* [Given exercise] Tally how many lines of these entries hold the string "this". Return the number alone.

>> Begin Provided material

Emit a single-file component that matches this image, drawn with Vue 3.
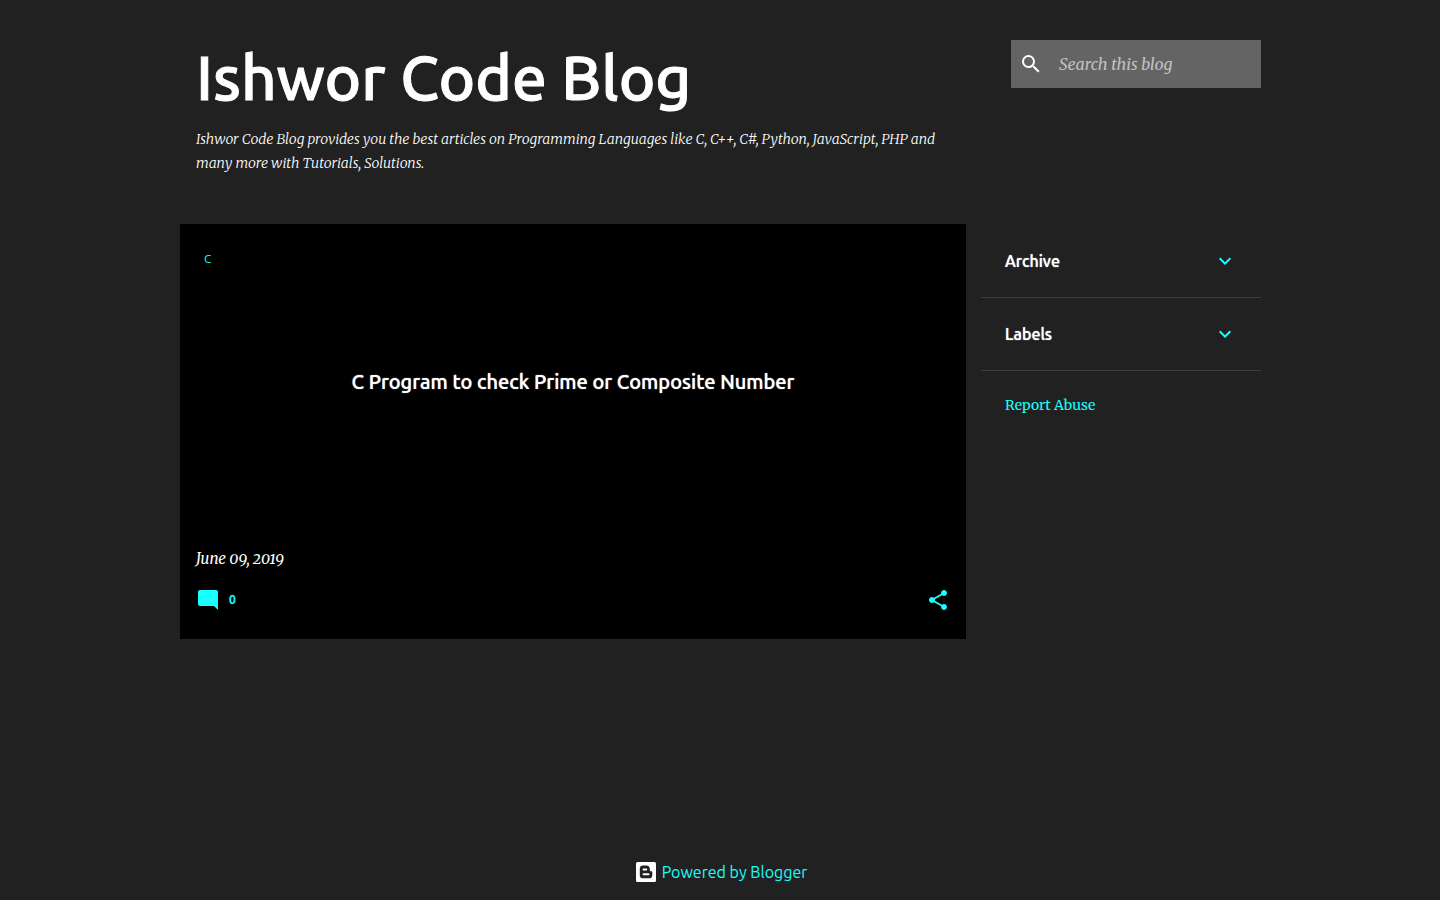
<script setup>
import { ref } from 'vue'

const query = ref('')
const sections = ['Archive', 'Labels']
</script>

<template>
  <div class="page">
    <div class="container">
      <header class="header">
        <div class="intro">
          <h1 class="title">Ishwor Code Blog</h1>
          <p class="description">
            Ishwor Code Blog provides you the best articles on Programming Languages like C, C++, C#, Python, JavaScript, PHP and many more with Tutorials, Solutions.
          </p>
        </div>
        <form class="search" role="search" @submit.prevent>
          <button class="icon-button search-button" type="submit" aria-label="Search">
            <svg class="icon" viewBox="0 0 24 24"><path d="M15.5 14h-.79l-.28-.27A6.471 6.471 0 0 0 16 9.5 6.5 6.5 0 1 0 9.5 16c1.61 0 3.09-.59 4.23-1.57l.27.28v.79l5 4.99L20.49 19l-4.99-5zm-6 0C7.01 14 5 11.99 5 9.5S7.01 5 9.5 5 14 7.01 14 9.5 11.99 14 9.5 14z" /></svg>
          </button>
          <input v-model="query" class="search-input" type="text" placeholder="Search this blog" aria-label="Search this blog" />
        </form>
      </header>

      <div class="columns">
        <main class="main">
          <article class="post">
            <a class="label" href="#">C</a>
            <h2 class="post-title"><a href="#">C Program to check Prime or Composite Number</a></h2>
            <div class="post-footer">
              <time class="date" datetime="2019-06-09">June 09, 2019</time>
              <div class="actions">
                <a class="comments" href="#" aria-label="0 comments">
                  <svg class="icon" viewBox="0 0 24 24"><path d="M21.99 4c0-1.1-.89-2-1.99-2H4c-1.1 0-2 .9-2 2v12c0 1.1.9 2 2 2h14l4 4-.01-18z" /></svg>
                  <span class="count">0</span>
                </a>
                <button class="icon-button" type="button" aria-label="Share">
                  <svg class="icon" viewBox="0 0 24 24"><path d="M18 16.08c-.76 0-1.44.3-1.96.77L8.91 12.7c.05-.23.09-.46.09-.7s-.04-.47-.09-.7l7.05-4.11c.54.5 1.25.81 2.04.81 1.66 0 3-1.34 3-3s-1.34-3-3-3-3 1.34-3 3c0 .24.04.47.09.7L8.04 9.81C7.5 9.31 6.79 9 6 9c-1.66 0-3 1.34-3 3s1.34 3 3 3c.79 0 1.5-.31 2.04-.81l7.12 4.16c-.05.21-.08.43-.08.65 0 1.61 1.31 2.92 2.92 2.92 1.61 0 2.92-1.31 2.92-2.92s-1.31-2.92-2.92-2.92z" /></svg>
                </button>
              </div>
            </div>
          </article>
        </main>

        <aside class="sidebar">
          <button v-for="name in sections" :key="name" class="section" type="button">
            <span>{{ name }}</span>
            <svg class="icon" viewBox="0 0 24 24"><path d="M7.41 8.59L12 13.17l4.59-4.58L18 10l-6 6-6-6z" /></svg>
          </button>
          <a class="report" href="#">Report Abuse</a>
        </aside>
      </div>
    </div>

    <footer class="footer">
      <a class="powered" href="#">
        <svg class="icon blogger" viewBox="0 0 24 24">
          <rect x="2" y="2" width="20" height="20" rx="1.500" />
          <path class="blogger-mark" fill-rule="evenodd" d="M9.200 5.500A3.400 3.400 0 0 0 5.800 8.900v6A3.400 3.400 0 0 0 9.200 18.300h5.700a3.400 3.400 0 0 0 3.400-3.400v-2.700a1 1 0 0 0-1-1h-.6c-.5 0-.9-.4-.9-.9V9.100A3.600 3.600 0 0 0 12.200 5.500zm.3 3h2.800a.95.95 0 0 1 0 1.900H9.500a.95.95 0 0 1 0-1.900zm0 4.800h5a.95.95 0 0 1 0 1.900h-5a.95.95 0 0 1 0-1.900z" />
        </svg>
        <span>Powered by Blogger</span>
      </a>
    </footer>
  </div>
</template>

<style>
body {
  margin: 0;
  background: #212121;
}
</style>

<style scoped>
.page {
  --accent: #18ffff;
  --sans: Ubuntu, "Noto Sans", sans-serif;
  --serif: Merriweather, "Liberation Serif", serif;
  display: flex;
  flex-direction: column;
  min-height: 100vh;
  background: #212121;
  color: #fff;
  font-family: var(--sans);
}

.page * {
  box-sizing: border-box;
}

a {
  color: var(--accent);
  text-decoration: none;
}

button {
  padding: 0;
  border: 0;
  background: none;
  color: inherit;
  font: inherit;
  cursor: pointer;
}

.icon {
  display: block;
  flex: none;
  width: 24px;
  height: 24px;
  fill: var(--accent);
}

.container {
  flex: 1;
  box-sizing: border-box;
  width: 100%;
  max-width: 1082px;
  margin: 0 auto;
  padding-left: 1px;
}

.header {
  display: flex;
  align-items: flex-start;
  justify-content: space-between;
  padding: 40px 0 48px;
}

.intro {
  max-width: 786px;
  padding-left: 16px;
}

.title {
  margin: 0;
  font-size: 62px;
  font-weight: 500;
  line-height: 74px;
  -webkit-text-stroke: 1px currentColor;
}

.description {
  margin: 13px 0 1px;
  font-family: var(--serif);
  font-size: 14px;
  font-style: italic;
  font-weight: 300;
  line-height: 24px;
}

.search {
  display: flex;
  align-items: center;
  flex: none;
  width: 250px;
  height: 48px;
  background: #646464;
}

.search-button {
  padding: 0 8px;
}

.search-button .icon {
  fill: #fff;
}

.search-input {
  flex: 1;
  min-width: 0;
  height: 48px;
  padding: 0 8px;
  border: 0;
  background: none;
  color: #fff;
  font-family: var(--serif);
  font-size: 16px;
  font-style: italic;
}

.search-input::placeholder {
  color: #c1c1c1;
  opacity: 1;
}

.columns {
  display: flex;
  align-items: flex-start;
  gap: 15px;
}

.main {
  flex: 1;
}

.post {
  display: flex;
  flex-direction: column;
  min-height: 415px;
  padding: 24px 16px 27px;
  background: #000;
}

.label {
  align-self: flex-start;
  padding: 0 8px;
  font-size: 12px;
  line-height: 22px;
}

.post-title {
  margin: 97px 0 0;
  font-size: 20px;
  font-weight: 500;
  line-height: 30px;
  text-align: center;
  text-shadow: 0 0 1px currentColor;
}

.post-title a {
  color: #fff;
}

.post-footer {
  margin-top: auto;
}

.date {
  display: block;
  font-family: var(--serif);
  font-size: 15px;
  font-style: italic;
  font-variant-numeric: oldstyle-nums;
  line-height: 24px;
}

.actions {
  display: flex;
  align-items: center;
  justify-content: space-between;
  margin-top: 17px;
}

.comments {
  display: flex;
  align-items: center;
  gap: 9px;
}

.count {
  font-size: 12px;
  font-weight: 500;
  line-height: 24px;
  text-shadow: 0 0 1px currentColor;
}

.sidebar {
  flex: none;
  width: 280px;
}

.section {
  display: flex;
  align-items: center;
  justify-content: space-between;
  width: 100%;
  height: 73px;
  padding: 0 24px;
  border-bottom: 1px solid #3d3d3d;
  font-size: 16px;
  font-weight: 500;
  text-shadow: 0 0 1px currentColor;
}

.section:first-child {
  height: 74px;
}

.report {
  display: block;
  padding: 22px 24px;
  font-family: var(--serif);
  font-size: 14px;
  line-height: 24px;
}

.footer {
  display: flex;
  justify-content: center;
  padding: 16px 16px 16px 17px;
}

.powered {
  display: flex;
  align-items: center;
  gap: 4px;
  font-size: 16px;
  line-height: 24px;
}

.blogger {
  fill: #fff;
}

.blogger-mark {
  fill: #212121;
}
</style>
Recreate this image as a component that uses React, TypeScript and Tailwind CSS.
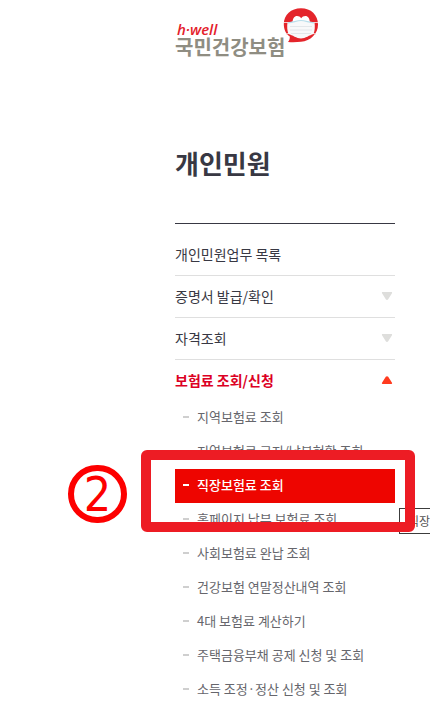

>> End Provided material

* [Task response] 3